■ **Required task**:
Repeat the data word for word. Do not include the pictures.

■ **Data segment**:
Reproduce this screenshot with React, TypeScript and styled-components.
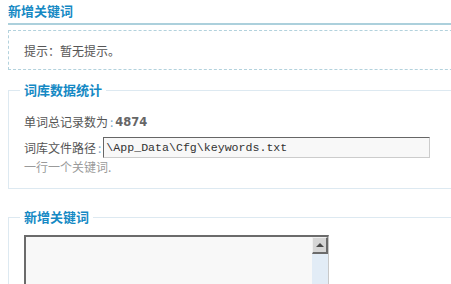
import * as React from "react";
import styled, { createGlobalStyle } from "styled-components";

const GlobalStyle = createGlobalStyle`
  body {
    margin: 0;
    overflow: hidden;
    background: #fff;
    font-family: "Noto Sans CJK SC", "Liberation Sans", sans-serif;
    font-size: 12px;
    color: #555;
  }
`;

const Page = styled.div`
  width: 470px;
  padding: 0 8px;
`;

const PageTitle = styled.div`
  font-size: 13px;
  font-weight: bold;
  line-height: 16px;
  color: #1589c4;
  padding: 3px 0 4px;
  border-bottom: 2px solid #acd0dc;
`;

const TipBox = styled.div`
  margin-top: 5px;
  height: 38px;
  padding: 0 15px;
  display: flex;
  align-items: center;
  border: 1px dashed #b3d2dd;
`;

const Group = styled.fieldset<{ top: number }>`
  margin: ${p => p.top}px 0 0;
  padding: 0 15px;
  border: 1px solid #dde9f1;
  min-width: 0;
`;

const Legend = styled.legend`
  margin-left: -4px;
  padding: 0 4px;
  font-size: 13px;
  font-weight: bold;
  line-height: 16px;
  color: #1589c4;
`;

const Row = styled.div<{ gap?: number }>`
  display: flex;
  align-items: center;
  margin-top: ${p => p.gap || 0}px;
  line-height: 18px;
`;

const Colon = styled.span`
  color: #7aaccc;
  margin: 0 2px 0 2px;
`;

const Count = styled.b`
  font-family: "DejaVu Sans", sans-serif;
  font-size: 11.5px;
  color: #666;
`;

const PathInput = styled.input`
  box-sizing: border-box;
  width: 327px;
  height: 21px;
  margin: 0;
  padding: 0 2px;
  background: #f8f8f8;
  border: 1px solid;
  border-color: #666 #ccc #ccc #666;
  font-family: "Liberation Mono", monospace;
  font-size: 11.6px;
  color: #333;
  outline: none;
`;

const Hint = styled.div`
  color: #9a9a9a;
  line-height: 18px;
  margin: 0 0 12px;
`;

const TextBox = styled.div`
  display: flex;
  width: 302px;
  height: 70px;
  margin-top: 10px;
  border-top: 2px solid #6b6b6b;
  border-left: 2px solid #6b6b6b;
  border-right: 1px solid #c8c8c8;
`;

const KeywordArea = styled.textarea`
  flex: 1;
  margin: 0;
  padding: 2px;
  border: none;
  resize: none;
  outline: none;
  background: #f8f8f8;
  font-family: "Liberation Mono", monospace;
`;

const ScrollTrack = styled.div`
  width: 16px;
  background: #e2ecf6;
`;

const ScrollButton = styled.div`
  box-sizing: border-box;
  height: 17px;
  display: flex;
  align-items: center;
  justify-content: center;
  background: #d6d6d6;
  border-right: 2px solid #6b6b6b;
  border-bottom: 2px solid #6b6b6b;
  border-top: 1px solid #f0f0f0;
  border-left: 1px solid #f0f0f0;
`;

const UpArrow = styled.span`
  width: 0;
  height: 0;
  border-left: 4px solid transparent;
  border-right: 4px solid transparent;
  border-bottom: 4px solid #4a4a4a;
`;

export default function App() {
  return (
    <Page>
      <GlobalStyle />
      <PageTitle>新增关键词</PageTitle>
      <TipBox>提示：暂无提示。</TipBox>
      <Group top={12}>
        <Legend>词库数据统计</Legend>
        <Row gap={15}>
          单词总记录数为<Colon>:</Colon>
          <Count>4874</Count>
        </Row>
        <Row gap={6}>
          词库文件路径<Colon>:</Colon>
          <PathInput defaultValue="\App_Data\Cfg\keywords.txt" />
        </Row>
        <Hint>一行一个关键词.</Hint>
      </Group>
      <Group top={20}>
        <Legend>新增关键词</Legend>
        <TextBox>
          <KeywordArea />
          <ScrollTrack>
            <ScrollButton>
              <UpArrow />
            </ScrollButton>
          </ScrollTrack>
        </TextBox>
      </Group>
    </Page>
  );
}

■ **Exercise answer**:
Reproduce this screenshot with React, TypeScript and styled-components.
import * as React from "react";
import styled, { createGlobalStyle } from "styled-components";

const GlobalStyle = createGlobalStyle`
  body {
    margin: 0;
    overflow: hidden;
    background: #fff;
    font-family: "Noto Sans CJK SC", "Liberation Sans", sans-serif;
    font-size: 12px;
    color: #555;
  }
`;

const Page = styled.div`
  width: 470px;
  padding: 0 8px;
`;

const PageTitle = styled.div`
  font-size: 13px;
  font-weight: bold;
  line-height: 16px;
  color: #1589c4;
  padding: 3px 0 4px;
  border-bottom: 2px solid #acd0dc;
`;

const TipBox = styled.div`
  margin-top: 5px;
  height: 38px;
  padding: 0 15px;
  display: flex;
  align-items: center;
  border: 1px dashed #b3d2dd;
`;

const Group = styled.fieldset<{ top: number }>`
  margin: ${p => p.top}px 0 0;
  padding: 0 15px;
  border: 1px solid #dde9f1;
  min-width: 0;
`;

const Legend = styled.legend`
  margin-left: -4px;
  padding: 0 4px;
  font-size: 13px;
  font-weight: bold;
  line-height: 16px;
  color: #1589c4;
`;

const Row = styled.div<{ gap?: number }>`
  display: flex;
  align-items: center;
  margin-top: ${p => p.gap || 0}px;
  line-height: 18px;
`;

const Colon = styled.span`
  color: #7aaccc;
  margin: 0 2px 0 2px;
`;

const Count = styled.b`
  font-family: "DejaVu Sans", sans-serif;
  font-size: 11.5px;
  color: #666;
`;

const PathInput = styled.input`
  box-sizing: border-box;
  width: 327px;
  height: 21px;
  margin: 0;
  padding: 0 2px;
  background: #f8f8f8;
  border: 1px solid;
  border-color: #666 #ccc #ccc #666;
  font-family: "Liberation Mono", monospace;
  font-size: 11.6px;
  color: #333;
  outline: none;
`;

const Hint = styled.div`
  color: #9a9a9a;
  line-height: 18px;
  margin: 0 0 12px;
`;

const TextBox = styled.div`
  display: flex;
  width: 302px;
  height: 70px;
  margin-top: 10px;
  border-top: 2px solid #6b6b6b;
  border-left: 2px solid #6b6b6b;
  border-right: 1px solid #c8c8c8;
`;

const KeywordArea = styled.textarea`
  flex: 1;
  margin: 0;
  padding: 2px;
  border: none;
  resize: none;
  outline: none;
  background: #f8f8f8;
  font-family: "Liberation Mono", monospace;
`;

const ScrollTrack = styled.div`
  width: 16px;
  background: #e2ecf6;
`;

const ScrollButton = styled.div`
  box-sizing: border-box;
  height: 17px;
  display: flex;
  align-items: center;
  justify-content: center;
  background: #d6d6d6;
  border-right: 2px solid #6b6b6b;
  border-bottom: 2px solid #6b6b6b;
  border-top: 1px solid #f0f0f0;
  border-left: 1px solid #f0f0f0;
`;

const UpArrow = styled.span`
  width: 0;
  height: 0;
  border-left: 4px solid transparent;
  border-right: 4px solid transparent;
  border-bottom: 4px solid #4a4a4a;
`;

export default function App() {
  return (
    <Page>
      <GlobalStyle />
      <PageTitle>新增关键词</PageTitle>
      <TipBox>提示：暂无提示。</TipBox>
      <Group top={12}>
        <Legend>词库数据统计</Legend>
        <Row gap={15}>
          单词总记录数为<Colon>:</Colon>
          <Count>4874</Count>
        </Row>
        <Row gap={6}>
          词库文件路径<Colon>:</Colon>
          <PathInput defaultValue="\App_Data\Cfg\keywords.txt" />
        </Row>
        <Hint>一行一个关键词.</Hint>
      </Group>
      <Group top={20}>
        <Legend>新增关键词</Legend>
        <TextBox>
          <KeywordArea />
          <ScrollTrack>
            <ScrollButton>
              <UpArrow />
            </ScrollButton>
          </ScrollTrack>
        </TextBox>
      </Group>
    </Page>
  );
}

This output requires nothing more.